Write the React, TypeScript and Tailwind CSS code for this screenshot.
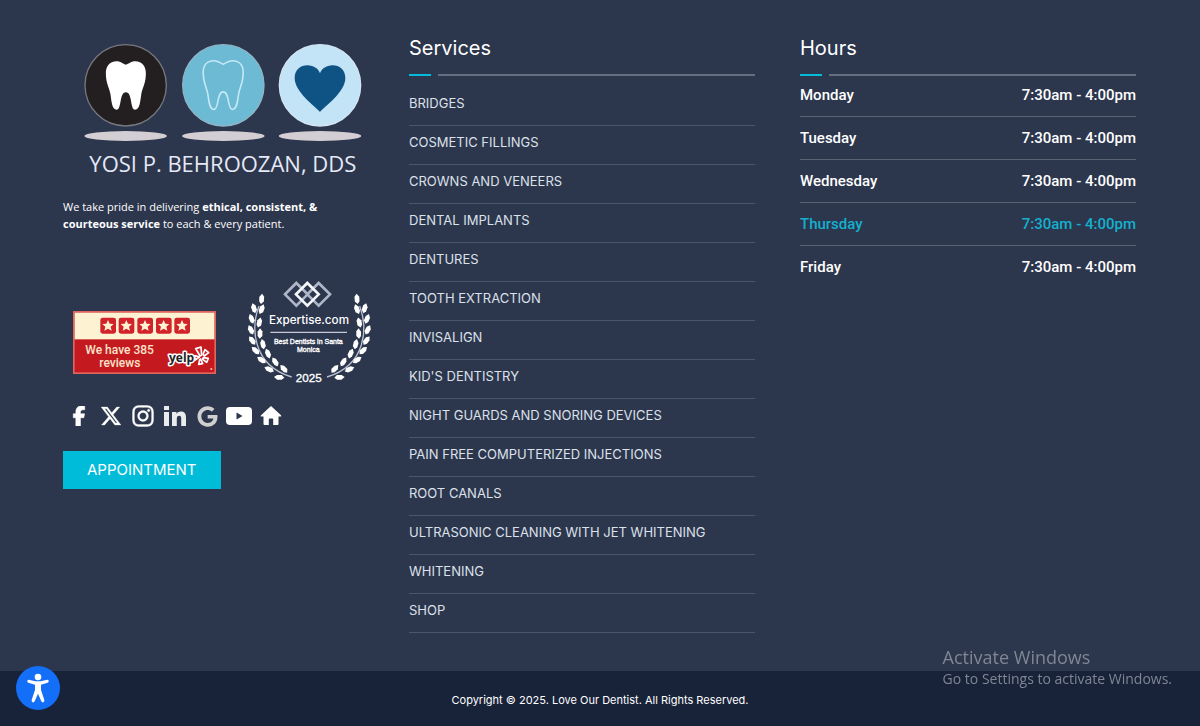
import type { ReactNode } from "react";
import { FaFacebookF, FaGoogle, FaInstagram, FaXTwitter } from "react-icons/fa6";

const services = [
  "Bridges",
  "Cosmetic Fillings",
  "Crowns and Veneers",
  "Dental Implants",
  "Dentures",
  "Tooth Extraction",
  "Invisalign",
  "Kid's Dentistry",
  "Night Guards and Snoring Devices",
  "Pain Free Computerized Injections",
  "Root Canals",
  "Ultrasonic Cleaning with Jet Whitening",
  "Whitening",
  "Shop",
];

const hours = [
  { day: "Monday", time: "7:30am - 4:00pm" },
  { day: "Tuesday", time: "7:30am - 4:00pm" },
  { day: "Wednesday", time: "7:30am - 4:00pm" },
  { day: "Thursday", time: "7:30am - 4:00pm", today: true },
  { day: "Friday", time: "7:30am - 4:00pm" },
];

const toothPath =
  "M22 0C30 0 34 5 40 7C46 5 50 0 58 0C72 0 79 10 79 24C79 44 72 54 70 66C68 80 67 97 58 97C48 97 53 62 40 62S32 97 22 97C13 97 12 80 10 66C8 54 1 44 1 24C1 10 8 0 22 0Z";

function Logo() {
  return (
    <svg viewBox="0 0 834 402" className="h-[134px] w-[278px]" role="img" aria-label="Yosi P. Behroozan, DDS">
      <circle cx="125" cy="127" r="122" fill="#231f20" stroke="#77777f" strokeWidth="4" />
      <circle cx="418" cy="127" r="122" fill="#6cbad3" stroke="#8fb6c8" strokeWidth="4" />
      <circle cx="708" cy="127" r="122" fill="#c3e4f6" stroke="#d5e6f3" strokeWidth="4" />
      <g fill="#d3ced4">
        <ellipse cx="125" cy="279" rx="124" ry="15" />
        <ellipse cx="418" cy="279" rx="124" ry="15" />
        <ellipse cx="708" cy="279" rx="124" ry="15" />
      </g>
      <path d={toothPath} transform="translate(64 55) scale(1.54 1.5)" fill="#fff" />
      <path d={toothPath} transform="translate(356 53) scale(1.54 1.51)" fill="none" stroke="#c6e9f6" strokeWidth="3" />
      <path
        d="M708 207C694 190 632 148 632 105C632 80 650 67 670 67C690 67 704 78 708 91C712 78 726 67 746 67C766 67 784 80 784 105C784 148 722 190 708 207Z"
        fill="#0f5384"
      />
      <text x="16" y="386" fontSize="66" fill="#e4e9f5" className="font-['Open_Sans',sans-serif]">
        YOSI P. BEHROOZAN, DDS
      </text>
    </svg>
  );
}

const stars = [104, 159, 215, 271, 326];

function YelpBadge() {
  return (
    <svg viewBox="0 0 429 189" className="h-[63px] w-[143px]" role="img" aria-label="We have 385 reviews on Yelp">
      <rect width="429" height="189" fill="#e0655f" />
      <rect x="5" y="5" width="419" height="179" fill="#c41a1f" />
      <rect x="5" y="5" width="419" height="80" fill="#fdf3d3" />
      {stars.map((x) => (
        <g key={x}>
          <rect x={x - 22} y="20" width="47" height="48" rx="7" fill="#d3232a" />
          <path
            d="M0-17L5-6L17-5L8 3L11 15L0 9L-11 15L-8 3L-17-5L-5-6Z"
            transform={`translate(${x + 1} 44)`}
            fill="#fdf3d3"
          />
        </g>
      ))}
      <text fill="#fbe3cb" fontSize="36" fontWeight="500" className="font-['Roboto',sans-serif]">
        <tspan x="37" y="128">We have 385</tspan>
        <tspan x="79" y="168">reviews</tspan>
      </text>
      <text
        x="288"
        y="154"
        fontSize="36"
        fontWeight="700"
        fill="#222"
        stroke="#fff"
        strokeWidth="9"
        strokeLinejoin="round"
        paintOrder="stroke"
        className="font-['Open_Sans',sans-serif]"
      >
        yelp
      </text>
      <g fill="#d3232a" stroke="#fff" strokeWidth="5" strokeLinejoin="round">
        <path d="M368 113L384 108L386 133L381 135Z" />
        <path d="M390 129L396 116L407 125L394 135Z" />
        <path d="M391 140L406 142L401 154L389 145Z" />
        <path d="M383 144L389 158L377 160L380 146Z" />
        <path d="M366 134L379 138L365 148Z" />
      </g>
      <circle cx="415" cy="174" r="3" fill="#f5c9b8" />
    </svg>
  );
}

// x, y, rotation of each leaf on the left branch
const leaves = [
  [80, 87, 12],
  [57, 115, -10],
  [50, 147, -14],
  [48, 180, -20],
  [52, 212, -30],
  [62, 242, -40],
  [80, 270, -50],
  [103, 298, -60],
  [133, 322, -80],
  [80, 118, 28],
  [73, 158, 20],
  [75, 191, 8],
  [84, 223, -6],
  [99, 251, -16],
  [121, 276, -26],
  [147, 297, -36],
];

function Branch() {
  return (
    <>
      <path d="M72 108C48 172 50 285 170 321" fill="none" stroke="#b9c1d0" strokeWidth="4" />
      {leaves.map(([x, y, angle]) => (
        <path
          key={`${x}-${y}`}
          d="M-2-16L6-8L8 6L1 15L-6 8L-8-5Z"
          transform={`translate(${x} ${y}) rotate(${angle})`}
          fill="#fff"
        />
      ))}
    </>
  );
}

function ExpertiseBadge() {
  return (
    <svg
      viewBox="30 30 384 318"
      className="h-[106px] w-32"
      role="img"
      aria-label="Expertise.com Best Dentists in Santa Monica 2025"
    >
      <Branch />
      <g transform="translate(446 0) scale(-1 1)">
        <Branch />
      </g>
      <g fill="none" strokeWidth="8">
        <path d="M184 39L218 73L184 107L150 73Z" stroke="#aeb7c8" />
        <path d="M251 39L285 73L251 107L217 73Z" stroke="#aeb7c8" />
        <path d="M217 39L251 73L217 107L183 73Z" stroke="#f4f6fa" />
      </g>
      <g fill="#fff" textAnchor="middle">
        <text x="222" y="163" fontSize="35" fontWeight="500" className="font-['Inter',sans-serif]">
          Expertise.com
        </text>
        <text x="220" y="221" fontSize="21" stroke="#fff" className="font-['Liberation_Sans',sans-serif]">
          Best Dentists in Santa
        </text>
        <text x="220" y="246" fontSize="21" stroke="#fff" className="font-['Liberation_Sans',sans-serif]">
          Monica
        </text>
        <text x="221" y="335" fontSize="35" stroke="#fff" className="font-['Liberation_Sans',sans-serif]">
          2025
        </text>
      </g>
      <path d="M106 187H336" stroke="#c4cad6" strokeWidth="4" />
    </svg>
  );
}

function LinkedInIcon() {
  return (
    <svg viewBox="0 0 22 22" className="size-[22px]" fill="#e9ebef">
      <path d="M0 1H5V5H0ZM0 7H5V21H0ZM8 7H12.500V9C13.500 7.300 15 6.600 17 6.600C20.800 6.600 22 9 22 12.500V21H17.200V13.500C17.200 11.700 16.700 10.700 15.200 10.700C13.500 10.700 12.800 11.900 12.800 13.700V21H8Z" />
    </svg>
  );
}

function YouTubeIcon() {
  return (
    <svg viewBox="0 0 26 20" className="h-5 w-[26px]">
      <rect x="0" y="1" width="26" height="18" rx="4" fill="#fff" />
      <path d="M10.500 6.500V13.500L16.500 10Z" fill="#2c364d" />
    </svg>
  );
}

function HomeIcon() {
  return (
    <svg viewBox="0 0 24 24" className="size-6" fill="currentColor">
      <path d="M12 2L22 11.200Q23 12.500 21.500 12.500H19.500V20Q19.500 21 18.500 21H14.200V15.500Q14.200 14.500 13.200 14.500H10.800Q9.800 14.500 9.800 15.500V21H5.500Q4.500 21 4.500 20V12.500H2.500Q1 12.500 2 11.200Z" />
    </svg>
  );
}

const socials = [
  { label: "Facebook", icon: <FaFacebookF className="size-5" stroke="currentColor" strokeWidth="16" /> },
  { label: "X", icon: <FaXTwitter className="size-[22px]" stroke="currentColor" strokeWidth="8" /> },
  { label: "Instagram", icon: <FaInstagram className="size-6" stroke="currentColor" strokeWidth="8" /> },
  { label: "LinkedIn", icon: <LinkedInIcon /> },
  { label: "Google", icon: <FaGoogle className="size-[21px] text-[#cfcfcf]" /> },
  { label: "YouTube", icon: <YouTubeIcon /> },
  { label: "Home", icon: <HomeIcon /> },
];

function ColumnTitle({ children }: { children: ReactNode }) {
  return (
    <>
      <h2 className="text-xl leading-6 text-white">{children}</h2>
      <div className="mt-3.5 flex gap-[7px]">
        <span className="h-0.5 w-[22px] bg-[#00bcd9]" />
        <span className="h-0.5 flex-1 bg-[#646e80]" />
      </div>
    </>
  );
}

export default function App() {
  return (
    <div className="flex min-h-screen flex-col bg-[#2c364d] font-['Inter',sans-serif] text-white">
      <main className="grid flex-1 gap-x-10 gap-y-10 pt-9 pr-16 pb-[38px] pl-[63px] md:grid-cols-[minmax(0,306fr)_346fr_341fr]">
        <section className="pt-[7px]">
          <div className="pl-[21px]">
            <Logo />
          </div>
          <p className="mt-[21px] font-['Open_Sans',sans-serif] text-[11px] leading-[17px] font-medium">
            We take pride in delivering <strong>ethical, consistent, &amp;</strong>
            <br />
            <strong>courteous service</strong> to each &amp; every patient.
          </p>
          <div className="mt-12 flex items-end gap-[29px] pl-2.5">
            <a href="#yelp" className="mb-3 shrink-0">
              <YelpBadge />
            </a>
            <a href="#expertise" className="shrink-0">
              <ExpertiseBadge />
            </a>
          </div>
          <nav className="mt-[18px] flex" aria-label="Social">
            {socials.map(({ label, icon }) => (
              <a key={label} href={`#${label}`} aria-label={label} className="flex h-6 w-8 items-center justify-center">
                {icon}
              </a>
            ))}
          </nav>
          <button className="mt-[23px] h-[38px] bg-[#00bcd9] px-6 text-[15px]">APPOINTMENT</button>
        </section>

        <section>
          <ColumnTitle>Services</ColumnTitle>
          <ul className="mt-[11px]">
            {services.map((name) => (
              <li key={name} className="border-b border-[#4b566a] pt-1.5 pb-3 text-[13px] leading-5">
                <a href="#services" className="block uppercase text-[#dde1ea]">
                  {name}
                </a>
              </li>
            ))}
          </ul>
        </section>

        <section className="pl-[5px]">
          <ColumnTitle>Hours</ColumnTitle>
          <table className="-mt-0.5 w-full border-separate border-spacing-0 font-['Roboto',sans-serif] text-[15px] leading-6 font-medium">
            <tbody>
              {hours.map(({ day, time, today }) => (
                <tr key={day} className={today ? "group text-[#14b0cd]" : "group"}>
                  <th scope="row" className="border-b border-[#5a6475] py-[9px] text-left font-medium group-last:border-0">
                    {day}
                  </th>
                  <td className="border-b border-[#5a6475] py-[9px] text-right group-last:border-0">{time}</td>
                </tr>
              ))}
            </tbody>
          </table>
        </section>
      </main>

      <footer className="bg-[#182238] pt-[21px] pb-[19px] text-center text-[11px] leading-4">
        Copyright © 2025. Love Our Dentist. All Rights Reserved.
      </footer>

      <button
        aria-label="Accessibility options"
        className="fixed bottom-4 left-4 flex size-11 items-center justify-center rounded-full bg-[#146ff8]"
      >
        <svg viewBox="0 0 66 90" className="h-[30px] w-[22px]" fill="#fff">
          <circle cx="33" cy="12" r="10" />
          <path d="M5 20Q2 20 1 23Q0 27 4 29L24 35V51L14 81Q13 86 17 88Q21 89 23 85L33 62L43 85Q45 89 49 88Q53 86 52 81L42 51V35L62 29Q66 27 65 23Q64 20 61 20L41 25H25Z" />
        </svg>
      </button>

      <div className="pointer-events-none fixed right-7 bottom-[37px] font-['Open_Sans',sans-serif] text-[#7f8694]">
        <p className="text-lg leading-6">Activate Windows</p>
        <p className="text-sm leading-5">Go to Settings to activate Windows.</p>
      </div>
    </div>
  );
}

══════════════════════════════

Stated problem. Your task is to reproduce exactly the lines from the start of the data above through the line containing "10 79 24C79", leaving every picture out.

Solution to this exercise.
Write the React, TypeScript and Tailwind CSS code for this screenshot.
import type { ReactNode } from "react";
import { FaFacebookF, FaGoogle, FaInstagram, FaXTwitter } from "react-icons/fa6";

const services = [
  "Bridges",
  "Cosmetic Fillings",
  "Crowns and Veneers",
  "Dental Implants",
  "Dentures",
  "Tooth Extraction",
  "Invisalign",
  "Kid's Dentistry",
  "Night Guards and Snoring Devices",
  "Pain Free Computerized Injections",
  "Root Canals",
  "Ultrasonic Cleaning with Jet Whitening",
  "Whitening",
  "Shop",
];

const hours = [
  { day: "Monday", time: "7:30am - 4:00pm" },
  { day: "Tuesday", time: "7:30am - 4:00pm" },
  { day: "Wednesday", time: "7:30am - 4:00pm" },
  { day: "Thursday", time: "7:30am - 4:00pm", today: true },
  { day: "Friday", time: "7:30am - 4:00pm" },
];

const toothPath =
  "M22 0C30 0 34 5 40 7C46 5 50 0 58 0C72 0 79 10 79 24C79 44 72 54 70 66C68 80 67 97 58 97C48 97 53 62 40 62S32 97 22 97C13 97 12 80 10 66C8 54 1 44 1 24C1 10 8 0 22 0Z";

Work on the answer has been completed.